## BEGIN

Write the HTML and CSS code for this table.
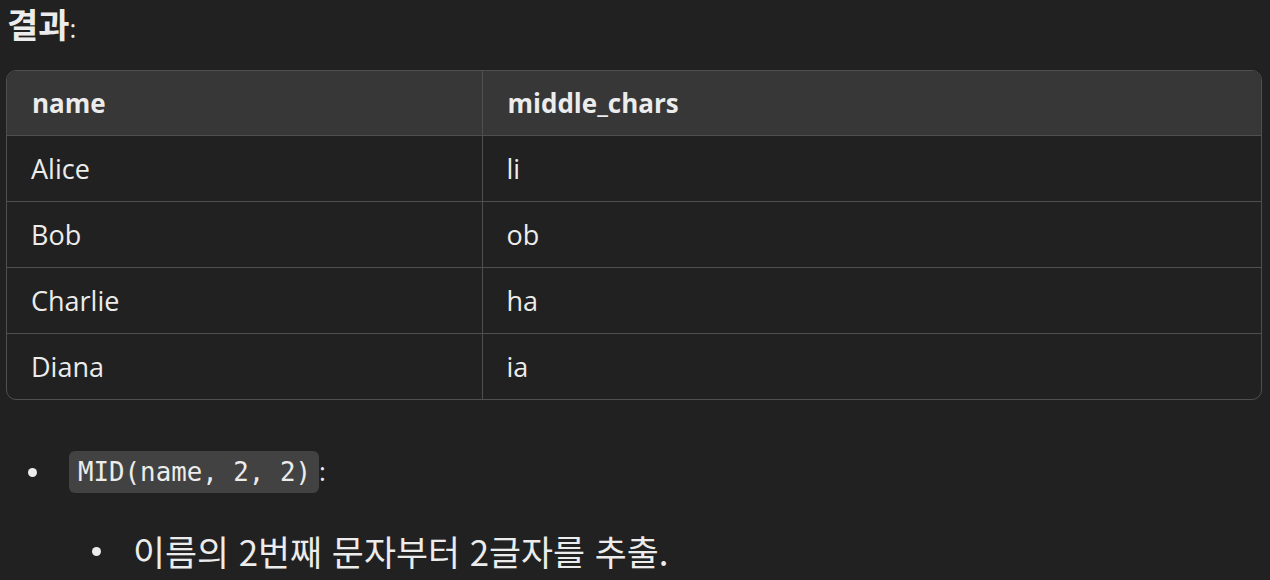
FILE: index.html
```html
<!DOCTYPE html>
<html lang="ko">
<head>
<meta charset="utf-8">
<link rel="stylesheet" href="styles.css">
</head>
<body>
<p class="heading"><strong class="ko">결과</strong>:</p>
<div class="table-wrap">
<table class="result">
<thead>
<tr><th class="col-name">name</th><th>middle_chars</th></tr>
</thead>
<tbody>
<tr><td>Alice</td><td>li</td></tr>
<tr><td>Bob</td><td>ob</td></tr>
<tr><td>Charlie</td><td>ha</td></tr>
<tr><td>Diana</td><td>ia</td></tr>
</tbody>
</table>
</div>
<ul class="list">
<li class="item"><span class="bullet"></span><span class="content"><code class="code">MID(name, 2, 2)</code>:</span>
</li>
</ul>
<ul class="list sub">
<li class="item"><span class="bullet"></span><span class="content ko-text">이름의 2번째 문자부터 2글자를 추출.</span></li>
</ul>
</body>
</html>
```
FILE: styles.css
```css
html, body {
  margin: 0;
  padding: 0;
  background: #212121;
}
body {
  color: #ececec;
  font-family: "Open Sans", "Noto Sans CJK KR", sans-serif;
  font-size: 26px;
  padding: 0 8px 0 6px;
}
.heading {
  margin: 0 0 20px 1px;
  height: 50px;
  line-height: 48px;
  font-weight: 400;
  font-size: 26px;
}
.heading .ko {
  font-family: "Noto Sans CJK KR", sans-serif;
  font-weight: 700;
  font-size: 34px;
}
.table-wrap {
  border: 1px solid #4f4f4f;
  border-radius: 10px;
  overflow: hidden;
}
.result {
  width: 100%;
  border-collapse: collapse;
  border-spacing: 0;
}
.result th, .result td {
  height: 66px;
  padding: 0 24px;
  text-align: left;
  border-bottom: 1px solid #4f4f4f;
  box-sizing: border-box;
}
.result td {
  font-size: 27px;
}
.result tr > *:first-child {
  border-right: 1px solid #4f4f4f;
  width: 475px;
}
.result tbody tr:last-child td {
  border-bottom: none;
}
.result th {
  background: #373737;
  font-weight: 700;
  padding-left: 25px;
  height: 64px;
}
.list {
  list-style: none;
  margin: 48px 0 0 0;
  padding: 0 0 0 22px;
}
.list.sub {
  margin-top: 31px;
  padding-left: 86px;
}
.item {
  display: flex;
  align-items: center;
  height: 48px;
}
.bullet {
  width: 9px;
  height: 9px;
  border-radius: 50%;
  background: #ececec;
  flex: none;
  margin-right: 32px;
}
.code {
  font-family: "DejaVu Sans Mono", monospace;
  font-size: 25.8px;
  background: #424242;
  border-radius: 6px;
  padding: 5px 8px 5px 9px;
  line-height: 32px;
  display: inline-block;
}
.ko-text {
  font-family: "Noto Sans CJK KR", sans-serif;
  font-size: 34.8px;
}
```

## END
## BEGIN

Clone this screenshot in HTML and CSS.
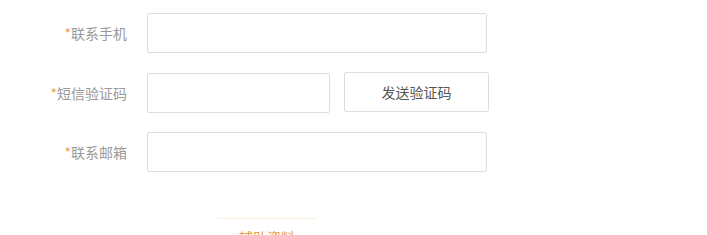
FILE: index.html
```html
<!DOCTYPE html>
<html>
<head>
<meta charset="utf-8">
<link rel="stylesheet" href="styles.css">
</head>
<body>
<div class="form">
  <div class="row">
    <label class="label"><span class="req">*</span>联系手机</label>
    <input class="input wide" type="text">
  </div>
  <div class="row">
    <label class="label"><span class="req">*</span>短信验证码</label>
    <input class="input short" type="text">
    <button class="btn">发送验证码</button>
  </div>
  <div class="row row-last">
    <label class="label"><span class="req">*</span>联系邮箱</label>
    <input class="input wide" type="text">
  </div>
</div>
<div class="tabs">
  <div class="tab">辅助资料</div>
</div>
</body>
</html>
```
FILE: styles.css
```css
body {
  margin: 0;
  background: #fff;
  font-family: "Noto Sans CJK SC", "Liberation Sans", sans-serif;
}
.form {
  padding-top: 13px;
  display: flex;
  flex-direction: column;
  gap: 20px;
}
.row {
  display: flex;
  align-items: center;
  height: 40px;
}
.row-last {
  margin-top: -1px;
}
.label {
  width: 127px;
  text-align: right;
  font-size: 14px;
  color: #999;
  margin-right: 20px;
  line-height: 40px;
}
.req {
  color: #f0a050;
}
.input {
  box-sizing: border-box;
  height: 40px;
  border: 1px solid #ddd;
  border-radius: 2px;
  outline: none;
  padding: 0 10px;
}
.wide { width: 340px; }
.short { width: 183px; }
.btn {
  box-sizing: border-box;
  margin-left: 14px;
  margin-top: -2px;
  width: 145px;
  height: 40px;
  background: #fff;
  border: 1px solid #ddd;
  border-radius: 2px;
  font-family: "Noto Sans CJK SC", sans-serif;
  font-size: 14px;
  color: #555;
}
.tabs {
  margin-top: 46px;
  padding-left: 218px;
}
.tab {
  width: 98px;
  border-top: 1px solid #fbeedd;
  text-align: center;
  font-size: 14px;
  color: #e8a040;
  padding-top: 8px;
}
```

## END

Aim: Select the lines that carry the string "this" and copy them.

Written solution:
Write the HTML and CSS code for this table.
Clone this screenshot in HTML and CSS.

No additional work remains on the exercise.